Recently, this has spoken to me in a specifically personal way as I reached the one-year anniversary of stopping habitually writing about hip hop in this column. When I was writing about five albums every month, I felt on top of things in the hip hop world. I knew whether Travis Scott’s newest track was on point, and I was listening to Fatboi Sharif’s newest underground hit. I was in the zone. But now, I have turned 38, and all hip-hop news feels like that Tweet.

This specifically hit home on my personal discord, where nobody is allowed in and the only thing that it does is feed me r/hiphopheads weekly updates of new releases. And sure enough, I feel left out. Luh Tyler dropped Mr. Skii, Peso Pluma released the new classic ÉXODO and PlayThatBoiZay premiered his first album VIP, and I am very unsure about what 90% of those words are.

To be clear, I’m not an “old man yelling at cloud” here – I’ve just been out of the game for a year. But I’m also amazed at what year can do! It doesn’t feel that long to me that I haven’t been diving into this. I’ve paid enough attention – I wrote a whole column about the Kendrick/Drake beef almost six months ago.

But as soon as I dig in just a little bit, back into the messy, increasingly flooded stream that is contemporary hip hop, the more I realize that I left for a lot of different reasons, only one of which was feeling burnt out by writing.

In fact, I got old. I wasn’t exactly fighting it, but during the 2010s I felt like I could still connect with the youth culture, even as I entered my third decade. I could track the evolution of the form. I could find the new threads that were developing, and I could spend the time analyzing them and enjoying them, even if they weren’t my favorite thing.

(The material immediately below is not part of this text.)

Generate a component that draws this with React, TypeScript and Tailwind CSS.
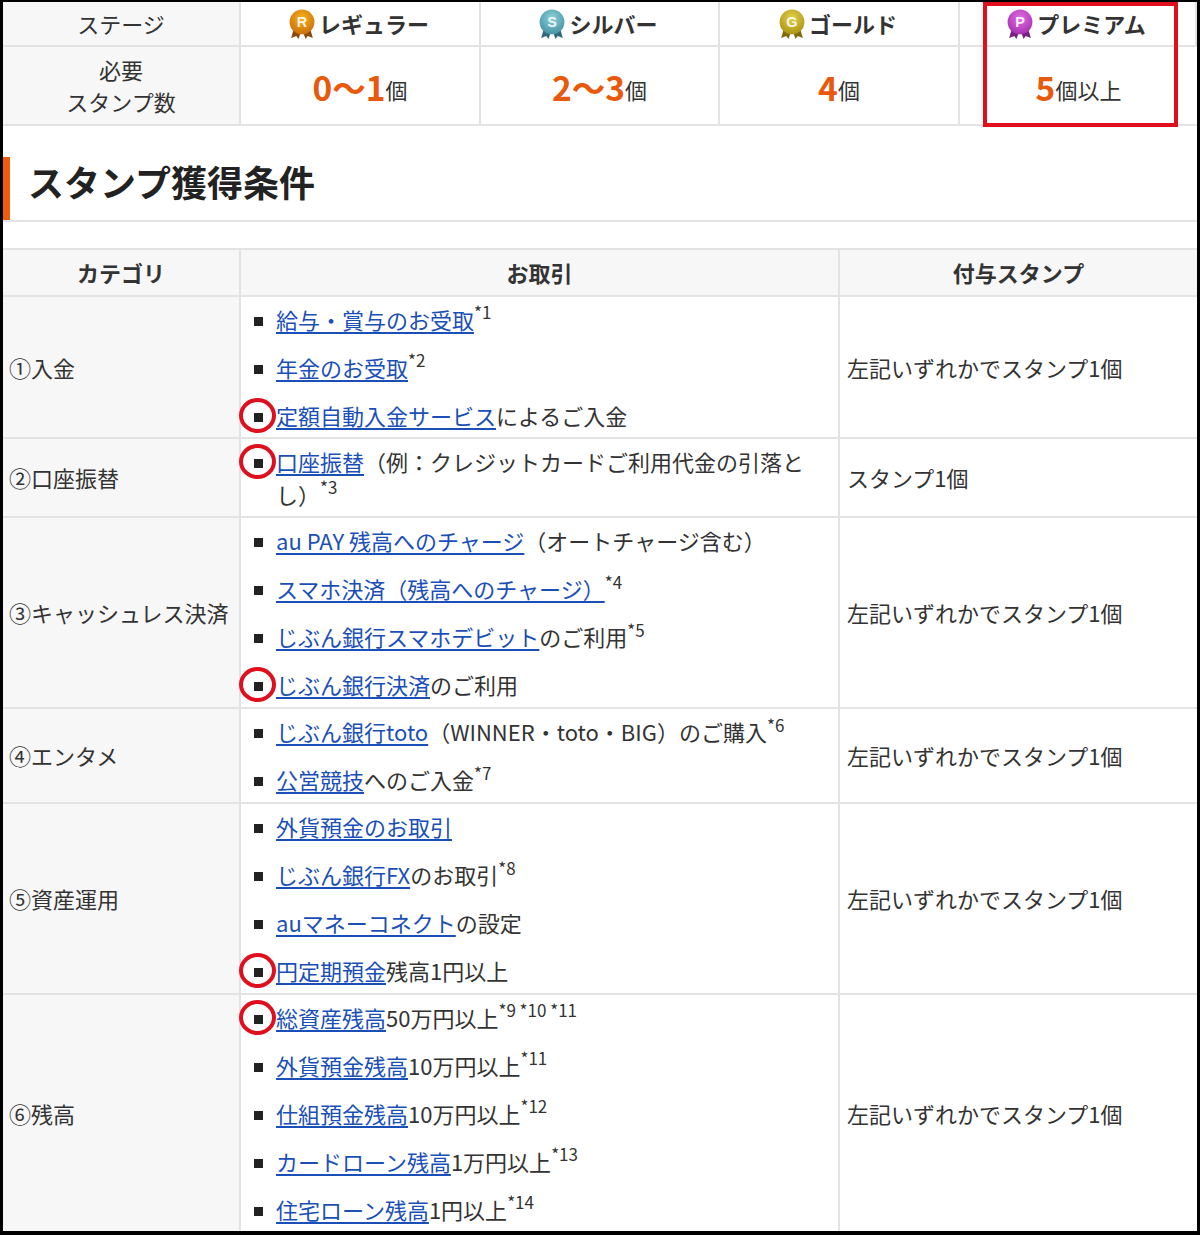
const FONT = "font-['Noto_Sans_CJK_JP','Noto_Sans',sans-serif]";

type Stage = { letter: string; name: string; num: string; unit: string; from: string; to: string; dark: string };

const STAGES: Stage[] = [
  { letter: 'R', name: 'レギュラー', num: '0〜1', unit: '個', from: '#f5b21c', to: '#c96a08', dark: '#8a4a0c' },
  { letter: 'S', name: 'シルバー', num: '2〜3', unit: '個', from: '#8fd0d8', to: '#3f8fa0', dark: '#2f6a78' },
  { letter: 'G', name: 'ゴールド', num: '4', unit: '個', from: '#e3d14c', to: '#a8900f', dark: '#7d6a0c' },
  { letter: 'P', name: 'プレミアム', num: '5', unit: '個以上', from: '#df6fe0', to: '#a32cae', dark: '#74207e' },
];

type Item = { link: string; rest?: string; note?: string; mark?: boolean };
type Row = { cat: string; stamp: string; h: string; items: Item[] };

const ROWS: Row[] = [
  {
    cat: '①入金',
    stamp: '左記いずれかでスタンプ1個',
    h: 'h-[142px]',
    items: [
      { link: '給与・賞与のお受取', note: '*1' },
      { link: '年金のお受取', note: '*2' },
      { link: '定額自動入金サービス', rest: 'によるご入金', mark: true },
    ],
  },
  {
    cat: '②口座振替',
    stamp: 'スタンプ1個',
    h: 'h-[79px]',
    items: [{ link: '口座振替', rest: '（例：クレジットカードご利用代金の引落とし）', note: '*3', mark: true }],
  },
  {
    cat: '③キャッシュレス決済',
    stamp: '左記いずれかでスタンプ1個',
    h: 'h-[191px]',
    items: [
      { link: 'au PAY 残高へのチャージ', rest: '（オートチャージ含む）' },
      { link: 'スマホ決済（残高へのチャージ）', note: '*4' },
      { link: 'じぶん銀行スマホデビット', rest: 'のご利用', note: '*5' },
      { link: 'じぶん銀行決済', rest: 'のご利用', mark: true },
    ],
  },
  {
    cat: '④エンタメ',
    stamp: '左記いずれかでスタンプ1個',
    h: 'h-[95px]',
    items: [
      { link: 'じぶん銀行toto', rest: '（WINNER・toto・BIG）のご購入', note: '*6' },
      { link: '公営競技', rest: 'へのご入金', note: '*7' },
    ],
  },
  {
    cat: '⑤資産運用',
    stamp: '左記いずれかでスタンプ1個',
    h: 'h-[191px]',
    items: [
      { link: '外貨預金のお取引' },
      { link: 'じぶん銀行FX', rest: 'のお取引', note: '*8' },
      { link: 'auマネーコネクト', rest: 'の設定' },
      { link: '円定期預金', rest: '残高1円以上', mark: true },
    ],
  },
  {
    cat: '⑥残高',
    stamp: '左記いずれかでスタンプ1個',
    h: 'h-[238px]',
    items: [
      { link: '総資産残高', rest: '50万円以上', note: '*9 *10 *11', mark: true },
      { link: '外貨預金残高', rest: '10万円以上', note: '*11' },
      { link: '仕組預金残高', rest: '10万円以上', note: '*12' },
      { link: 'カードローン残高', rest: '1万円以上', note: '*13' },
      { link: '住宅ローン残高', rest: '1円以上', note: '*14' },
    ],
  },
];

function Medal({ stage }: { stage: Stage }) {
  const id = `medal-${stage.letter}`;
  return (
    <svg width="28" height="30" viewBox="0 0 27 29" className="shrink-0">
      <defs>
        <radialGradient id={id} cx="0.5" cy="0.35" r="0.7">
          <stop offset="0" stopColor={stage.from} />
          <stop offset="1" stopColor={stage.to} />
        </radialGradient>
      </defs>
      <path d="M6 18 L3 28 L8 26 L10 29 L13 21 Z" fill={stage.dark} />
      <path d="M21 18 L24 28 L19 26 L17 29 L14 21 Z" fill={stage.dark} />
      <circle cx="13.5" cy="12.5" r="12" fill={`url(#${id})`} />
      <text x="13.5" y="17.5" textAnchor="middle" fontSize="14" fontFamily="Liberation Sans" fontWeight="700" fill="#fff" fillOpacity="0.9">
        {stage.letter}
      </text>
    </svg>
  );
}

function Ring() {
  return (
    <span className="absolute left-[-15px] top-[-15px] h-[35px] w-[37px] rounded-[50%] border-[4px] border-[#e00f1e]" />
  );
}

function ListItem({ item }: { item: Item }) {
  return (
    <li className="relative flex pl-[35px]">
      <span className="absolute left-[13px] top-[14px] size-[9px] bg-[#222]">
        {item.mark && <Ring />}
      </span>
      <div className="leading-[33px]">
        <a className="text-[#1a4fb8] underline underline-offset-[3px]">{item.link}</a>
        {item.rest}
        {item.note && <sup className="relative top-[-1px] align-super text-[17px] leading-none">{item.note}</sup>}
      </div>
    </li>
  );
}

export default function App() {
  return (
    <div className={`${FONT} relative h-[1235px] w-[1200px] overflow-hidden border-t-2 border-r-[3px] border-b-4 border-l-[3px] border-black bg-white text-[22px] text-[#333]`}>
      {/* stage table */}
      <div className="grid grid-cols-[238px_240px_239px_240px_237px] border-b-2 border-[#e3e3e3]">
        <div className="flex h-[45px] items-center justify-center border-r-2 border-b-2 border-[#e3e3e3] bg-[#f7f7f7]">ステージ</div>
        {STAGES.map((s) => (
          <div key={s.letter} className="flex h-[45px] items-center justify-center gap-[3px] border-r-2 border-b-2 border-[#e3e3e3] pr-[3px] font-bold last:border-r-0">
            <Medal stage={s} />
            {s.name}
          </div>
        ))}
        <div className="flex h-[77px] flex-col items-center justify-center border-r-2 border-[#e3e3e3] bg-[#f7f7f7] pb-[2px] leading-[32px]">
          <span>必要</span>
          <span>スタンプ数</span>
        </div>
        {STAGES.map((s) => (
          <div key={s.letter} className="flex h-[77px] items-end justify-center border-r-2 border-[#e3e3e3] pb-[15px] last:border-r-0">
            <span className="text-[33.5px] leading-[44px] font-bold text-[#e8590c]">{s.num}</span>
            <span className="pb-[3px] leading-[34px]">{s.unit}</span>
          </div>
        ))}
      </div>

      {/* heading */}
      <div className="mt-[31px] flex h-[65px] items-center border-b-2 border-[#e3e3e3]">
        <div className="h-full w-[7px] bg-[#ee5c10]" />
        <h2 className="pb-[15px] pl-[18px] text-[36px] font-bold text-[#222]">スタンプ獲得条件</h2>
      </div>

      {/* conditions table */}
      <div className="mt-[26px] border-t-2 border-[#e3e3e3]">
        <div className="flex h-[47px] border-b-2 border-[#e3e3e3] bg-[#f7f7f7] font-bold">
          <div className="flex w-[238px] items-center justify-center border-r-2 border-[#e3e3e3]">カテゴリ</div>
          <div className="flex w-[599px] items-center justify-center border-r-2 border-[#e3e3e3]">お取引</div>
          <div className="flex flex-1 items-center justify-center">付与スタンプ</div>
        </div>
        {ROWS.map((r) => (
          <div key={r.cat} className={`flex ${r.h} border-b-2 border-[#e3e3e3]`}>
            <div className="flex w-[238px] items-center border-r-2 border-[#e3e3e3] bg-[#f7f7f7] pl-[6px]">{r.cat}</div>
            <ul className="flex w-[599px] flex-col justify-center gap-[15px] border-r-2 border-[#e3e3e3] pr-[30px]">
              {r.items.map((it) => (
                <ListItem key={it.link} item={it} />
              ))}
            </ul>
            <div className="flex flex-1 items-center pl-[7px]">{r.stamp}</div>
          </div>
        ))}
      </div>

      {/* highlight */}
      <div className="absolute top-0 left-[980px] h-[125px] w-[195px] border-[4px] border-[#e00f1e]" />
    </div>
  );
}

But now, I have a new favorite thing, and it’s not caring. To be clear, I’ve spent a lot of my life not caring about things. I have not cared about fashion, reality TV, sports, romance novels. But hip hop? I’ve deeply cared about hip hop for nearly two decades, and I still do. 75% of my record collection is hip-hop and I won’t stop listening to artists I’m already familiar with. I loved Lupe’s Samurai and Vince Staples’s Dark Times and I am hype for that Clips reunion on the horizon. But I’m not sure I can keep up with whatever Cash Cobain is dropping anymore. My things to care about is stretched too thin, like too many skits on a mediocre ’90s “classic.”

To be clear, this is not a value judgement against any of these artists. They might be garbage, but they might be geniuses. You might be listening to the next Rakim, the next artist to revolutionize hip hop, or you might be listening to the next Tom MacDonald, a true garbage person. I just genuinely wouldn’t be able to tell you because, well, I’m out of the game.

It does feel good in a lot of ways. I don’t have to keep up on artists who I honestly don’t like, and I am listening to a lot of older classics, inside of hip hop and out – I’ve been a bit of a Buddy Holly era recently. But it also feels like I’m missing out on something. Someone somewhere is going to come along and be the next artist that will blow my mind, and I’ll be sad when I find them five, ten, fifteen years after the fact.

But what am I, a 38-year-old with a kid and a full-time job to do, listen to every new artist named Toilet Monster or Fuck Gorilla until I find the one that bangs? If one of you craven lunatics who reads my column DMs me and says, “Please for the love of god Noah, listen to The Fuck Crew,” I promise I will. But otherwise, I think at this lint I’m an old dog who ain’t learning new tricks. Instead, I’m going to throw MF DOOM on for another spin and leave the hip hop critique for the next generation.